## BEGIN GIVEN DATA
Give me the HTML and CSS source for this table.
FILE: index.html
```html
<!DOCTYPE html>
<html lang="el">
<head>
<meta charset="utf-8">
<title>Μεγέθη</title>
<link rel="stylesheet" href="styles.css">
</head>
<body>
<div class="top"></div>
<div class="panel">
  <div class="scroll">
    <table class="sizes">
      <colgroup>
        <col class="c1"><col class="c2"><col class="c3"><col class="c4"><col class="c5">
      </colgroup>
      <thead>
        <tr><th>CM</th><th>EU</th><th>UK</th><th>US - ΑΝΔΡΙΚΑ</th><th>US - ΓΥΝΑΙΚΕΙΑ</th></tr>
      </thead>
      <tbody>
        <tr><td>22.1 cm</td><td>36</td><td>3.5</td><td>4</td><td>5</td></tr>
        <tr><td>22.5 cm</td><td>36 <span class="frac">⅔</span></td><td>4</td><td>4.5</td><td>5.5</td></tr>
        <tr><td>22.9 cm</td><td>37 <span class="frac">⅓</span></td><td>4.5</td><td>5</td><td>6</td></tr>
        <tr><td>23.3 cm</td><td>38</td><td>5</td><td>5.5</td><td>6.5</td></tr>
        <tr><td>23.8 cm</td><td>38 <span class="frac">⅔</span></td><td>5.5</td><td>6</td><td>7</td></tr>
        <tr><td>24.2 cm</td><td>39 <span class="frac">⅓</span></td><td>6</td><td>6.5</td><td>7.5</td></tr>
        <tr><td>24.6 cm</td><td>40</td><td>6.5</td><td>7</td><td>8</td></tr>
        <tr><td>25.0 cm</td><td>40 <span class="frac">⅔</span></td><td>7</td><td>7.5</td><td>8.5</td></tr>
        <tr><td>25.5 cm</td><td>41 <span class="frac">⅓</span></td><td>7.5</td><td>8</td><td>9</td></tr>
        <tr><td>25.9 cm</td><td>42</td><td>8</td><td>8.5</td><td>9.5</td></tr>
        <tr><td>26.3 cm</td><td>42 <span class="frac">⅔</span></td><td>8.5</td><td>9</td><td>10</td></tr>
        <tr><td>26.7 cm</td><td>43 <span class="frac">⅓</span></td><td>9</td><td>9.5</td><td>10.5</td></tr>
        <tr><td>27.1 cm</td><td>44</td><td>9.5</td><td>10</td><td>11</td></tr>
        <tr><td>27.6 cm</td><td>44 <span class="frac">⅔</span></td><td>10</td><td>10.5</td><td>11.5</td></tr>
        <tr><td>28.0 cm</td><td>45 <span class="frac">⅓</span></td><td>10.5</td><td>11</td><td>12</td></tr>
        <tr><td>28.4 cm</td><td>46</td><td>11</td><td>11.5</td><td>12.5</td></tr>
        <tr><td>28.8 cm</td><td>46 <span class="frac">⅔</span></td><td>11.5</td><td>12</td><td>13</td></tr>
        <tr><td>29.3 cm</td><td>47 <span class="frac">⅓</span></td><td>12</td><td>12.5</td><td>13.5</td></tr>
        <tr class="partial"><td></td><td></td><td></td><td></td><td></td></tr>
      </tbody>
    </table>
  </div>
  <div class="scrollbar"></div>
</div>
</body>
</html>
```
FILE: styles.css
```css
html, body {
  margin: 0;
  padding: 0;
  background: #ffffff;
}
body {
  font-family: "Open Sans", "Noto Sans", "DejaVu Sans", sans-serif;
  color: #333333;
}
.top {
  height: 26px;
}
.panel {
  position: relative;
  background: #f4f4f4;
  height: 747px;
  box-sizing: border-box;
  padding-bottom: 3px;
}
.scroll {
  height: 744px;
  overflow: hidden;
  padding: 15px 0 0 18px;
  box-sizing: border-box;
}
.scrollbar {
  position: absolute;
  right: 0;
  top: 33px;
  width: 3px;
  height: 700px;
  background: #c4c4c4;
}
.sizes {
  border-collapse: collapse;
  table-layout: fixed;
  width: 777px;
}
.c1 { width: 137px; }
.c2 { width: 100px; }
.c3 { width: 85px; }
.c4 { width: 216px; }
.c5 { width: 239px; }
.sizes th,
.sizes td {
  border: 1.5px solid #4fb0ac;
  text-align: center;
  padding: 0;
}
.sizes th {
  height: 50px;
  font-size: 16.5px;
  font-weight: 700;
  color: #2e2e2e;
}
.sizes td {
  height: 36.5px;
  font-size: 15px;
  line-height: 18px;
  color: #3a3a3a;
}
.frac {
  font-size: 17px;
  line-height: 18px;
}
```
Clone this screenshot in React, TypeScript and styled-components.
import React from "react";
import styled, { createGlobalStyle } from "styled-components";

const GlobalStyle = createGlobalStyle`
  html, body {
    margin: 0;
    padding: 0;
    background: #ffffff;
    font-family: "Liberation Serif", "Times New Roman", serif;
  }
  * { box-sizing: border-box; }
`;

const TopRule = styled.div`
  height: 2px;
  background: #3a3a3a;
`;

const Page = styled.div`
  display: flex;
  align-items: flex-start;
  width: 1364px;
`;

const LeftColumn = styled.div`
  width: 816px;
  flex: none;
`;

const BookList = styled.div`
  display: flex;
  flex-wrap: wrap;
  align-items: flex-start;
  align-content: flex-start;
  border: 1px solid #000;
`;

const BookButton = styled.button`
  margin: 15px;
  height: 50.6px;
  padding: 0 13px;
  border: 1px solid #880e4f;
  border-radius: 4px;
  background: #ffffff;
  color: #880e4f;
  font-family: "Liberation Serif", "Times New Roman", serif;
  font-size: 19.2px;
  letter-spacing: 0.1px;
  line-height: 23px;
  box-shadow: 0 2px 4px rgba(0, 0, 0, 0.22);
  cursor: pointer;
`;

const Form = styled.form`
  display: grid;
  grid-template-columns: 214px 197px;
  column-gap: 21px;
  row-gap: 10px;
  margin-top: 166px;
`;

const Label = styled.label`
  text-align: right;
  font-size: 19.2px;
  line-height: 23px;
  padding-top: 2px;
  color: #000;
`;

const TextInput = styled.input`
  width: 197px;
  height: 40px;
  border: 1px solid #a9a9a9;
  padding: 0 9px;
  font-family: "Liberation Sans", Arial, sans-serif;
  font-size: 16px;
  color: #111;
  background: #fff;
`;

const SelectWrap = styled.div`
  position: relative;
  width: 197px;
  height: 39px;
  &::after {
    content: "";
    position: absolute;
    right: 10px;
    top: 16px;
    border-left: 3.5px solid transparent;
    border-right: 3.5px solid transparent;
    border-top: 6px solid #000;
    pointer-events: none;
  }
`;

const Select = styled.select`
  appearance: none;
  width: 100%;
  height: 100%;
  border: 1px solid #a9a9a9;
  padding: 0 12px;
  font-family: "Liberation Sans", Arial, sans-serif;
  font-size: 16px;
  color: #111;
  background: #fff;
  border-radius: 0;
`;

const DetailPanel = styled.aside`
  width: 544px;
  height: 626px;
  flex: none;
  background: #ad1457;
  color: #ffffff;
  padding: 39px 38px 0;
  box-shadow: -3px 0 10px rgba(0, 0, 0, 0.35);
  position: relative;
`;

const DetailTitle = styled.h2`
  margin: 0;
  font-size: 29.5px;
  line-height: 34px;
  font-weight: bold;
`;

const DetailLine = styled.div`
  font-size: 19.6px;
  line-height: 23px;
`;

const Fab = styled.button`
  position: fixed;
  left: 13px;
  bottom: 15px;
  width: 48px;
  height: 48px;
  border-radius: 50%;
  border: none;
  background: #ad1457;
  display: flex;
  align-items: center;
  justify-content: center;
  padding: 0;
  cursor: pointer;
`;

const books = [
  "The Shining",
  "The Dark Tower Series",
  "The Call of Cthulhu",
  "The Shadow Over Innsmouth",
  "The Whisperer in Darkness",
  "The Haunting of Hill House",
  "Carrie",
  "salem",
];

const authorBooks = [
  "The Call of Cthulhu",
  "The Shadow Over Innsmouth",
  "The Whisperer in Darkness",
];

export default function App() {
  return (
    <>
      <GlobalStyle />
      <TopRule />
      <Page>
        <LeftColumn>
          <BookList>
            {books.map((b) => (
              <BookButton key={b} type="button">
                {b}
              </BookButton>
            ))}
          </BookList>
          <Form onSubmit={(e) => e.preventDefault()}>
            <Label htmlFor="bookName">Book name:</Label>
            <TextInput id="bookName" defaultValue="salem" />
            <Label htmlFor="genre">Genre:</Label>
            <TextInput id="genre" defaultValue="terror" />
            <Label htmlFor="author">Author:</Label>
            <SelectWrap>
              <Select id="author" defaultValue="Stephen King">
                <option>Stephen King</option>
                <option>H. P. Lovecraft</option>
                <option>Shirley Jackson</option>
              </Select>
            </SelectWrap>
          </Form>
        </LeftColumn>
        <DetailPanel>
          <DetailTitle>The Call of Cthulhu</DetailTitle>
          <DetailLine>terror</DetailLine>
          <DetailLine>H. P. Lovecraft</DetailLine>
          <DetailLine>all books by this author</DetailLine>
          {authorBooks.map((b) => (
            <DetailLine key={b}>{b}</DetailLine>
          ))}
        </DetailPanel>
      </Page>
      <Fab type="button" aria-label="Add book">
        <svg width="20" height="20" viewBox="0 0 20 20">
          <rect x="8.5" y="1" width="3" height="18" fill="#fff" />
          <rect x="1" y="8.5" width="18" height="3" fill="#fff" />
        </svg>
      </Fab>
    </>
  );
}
## END GIVEN DATA
Write down only the number of lines that contain the string "table" in the listing.

WRITTEN ANSWER: 4